Saturday, February 25, 2012

Undefeated Movie Review

Undefeated is a documentary of such surprising power and emotion I was left stunned in my tracks. I didn’t know anything about it before I walked in except that the poster indicated it was about football. If you want a similar experience to my own, then consider this a spoiler warning and stop reading now.

It tells the story of the Manassas High School football team in West Memphis, Tennessee, under the direction of volunteer coach Bill Courtney. I stress volunteer because the film is always careful to point out when the coaching staff involved donates their time to this horribly underfunded program in a city all but forgotten by the rest of the state. Not that any government has an obligation to fun sports programs in public schools. I understand completely the decisions that are made to cut programs for lack of funding even when those programs can be proven to give kids reasons to stay in school and make something of their lives.


Manassas High School is one of those urban schools where the students have to pass through metal detectors every morning. The students are severely underprivileged growing up in a town, we’re told, that once thrived on its industries that are now closed down. Most people have moved on leaving dilapidated and boarded-up homes. Like many kids in poor neighborhoods, the boys featured in Undefeated are almost all missing at least one parent.

Directors Daniel Lindsay and T.J. Martin followed Courtney for the entirety of the 2009 season, his sixth as coach. In the 100 year history of Manassas H.S., the football team had never won a playoff game. The team has been known in recent years to serve as a punching bag for some of the best teams in the state who would pay several thousand dollars for them to travel for a pre-season scrimmage. Because Manassas was always beaten so badly, this left the team feeling discouraged and worthless going into their season. But at least they had money to fund their program.

Bill Courtney did away with all that by raising money for the team through charity. And his tough love approach to the boys is built on the idea that football doesn’t build character, it reveals it. He tries to teach his team that they need to give their all, maintain their composure under pressure and win or lose, be the better men. It sounds a lot like a Hollywood movie. I kept thinking all the time that it sounded almost identical to some feel-good sports movie you might see. But this is the real thing here.

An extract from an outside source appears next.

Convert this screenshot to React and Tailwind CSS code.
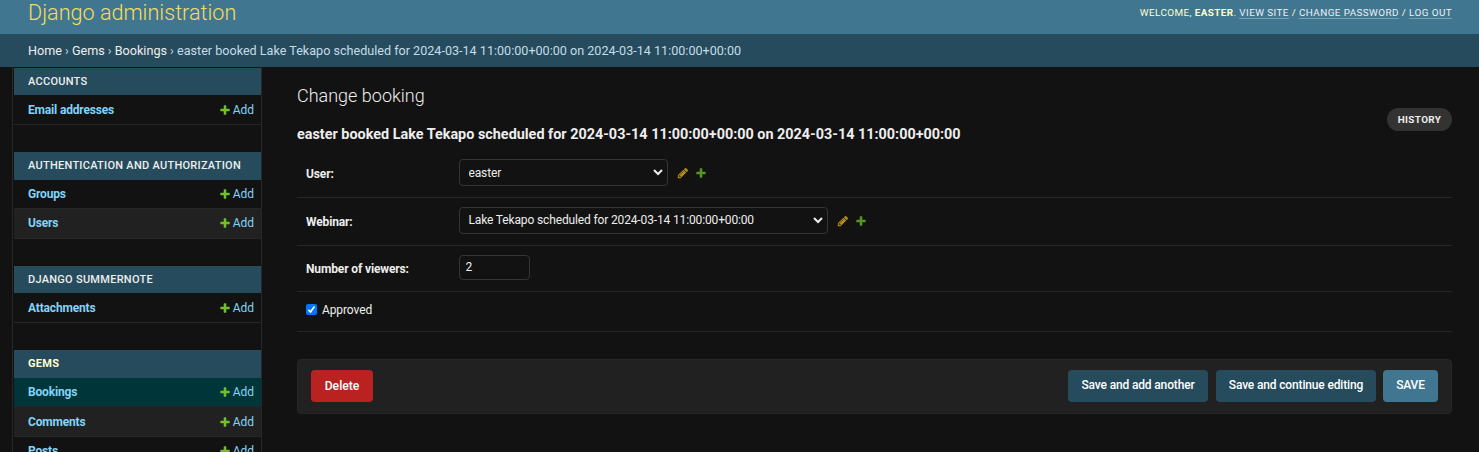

We meet a number of players early on and their stories blend together at first, but then three young men begin to emerge as the central characters. There’s O.C. Brown. He’s a giant of a kid who plays left tackle. That’s the same position as Michael Oher, the subject of the feel-good sports weepy The Blind Side. Brown has serious academic problems and if he doesn’t get his grades up, he can’t play ball. There’s Montrail Brown (no relation). His dad died when he was 13 and he’s had a hard time of it. He knows he’s too small to have any hope of playing college football, but he wants to make the most of his time at Manassas. Finally there’s Chavis Daniels who rejoins the team after 15 months in a youth penitentiary. He has anger problems and routinely starts fights with his teammates, but Courtney can’t find it in him just yet to dump him. He works tirelessly to find the right approach to bring Chavis around.

Lindsay and Martin show us the early practices leading up to the first game. Manassas gets crushed and only one game into the season it feels like all is lost. We wonder how they can possibly bounce back. In their second game they stage a miraculous second half comeback to win after being down by an almost insurmountable margin. Then they win again, and again until they’re in real contention not only for a playoff spot but to win the district and secure home field advantage.

Meanwhile, the drama off the field continues to spiral. Courtney’s job doesn’t end at the sideline. He goes into the school and follows up on what his team is doing. When Montrail doesn’t go to school, Courtney wants to know why. When O.C. is failing subjects, coach Mike Ray takes him into his home so that tutors can get him up to speed. The tutors wouldn’t go into O.C.’s neighborhood.

This is a team that faces impossible odds, led by a devoted coach who recognizes the sacrifice that his family has made so that he can give these kids a shot at getting out of their situation. He’s got four school age kids of his own that he doesn’t like neglecting. But the boys on the team have only one real hope of doing something with their lives and that’s playing football.

As the film draws to a close there are such surprising developments that I won’t possibly reveal them, including how their season ends, which is itself one of the biggest shocks of the film. The stories of the three main boys moved me deeply. Although the whole project runs the risk of becoming a story of well-to-do white people patting themselves on the back for coming to the rescue of poor black kids (kind of like The Blind Side), Lindsay and Martin craft a film of exquisite beauty and great emotional uplift. They cleverly structure the whole thing like a fictional sports movie. It calls to mind so many sports films about down-and-out teams that make a miracle comeback. A lot of the movie is a function of some very good editing (it was cut by the directors) that builds the tension and drama perfectly.

I would be remiss if I didn’t admit that there was a scene near the end that brought the tears to my eyes. I was as surprised as anyone who knows me would be to hear that. I can’t remember the last time any film drew such a strong response from me, but here I was faced with a simple fact: this documentary got me good. In that respect it is entirely successful as a movie.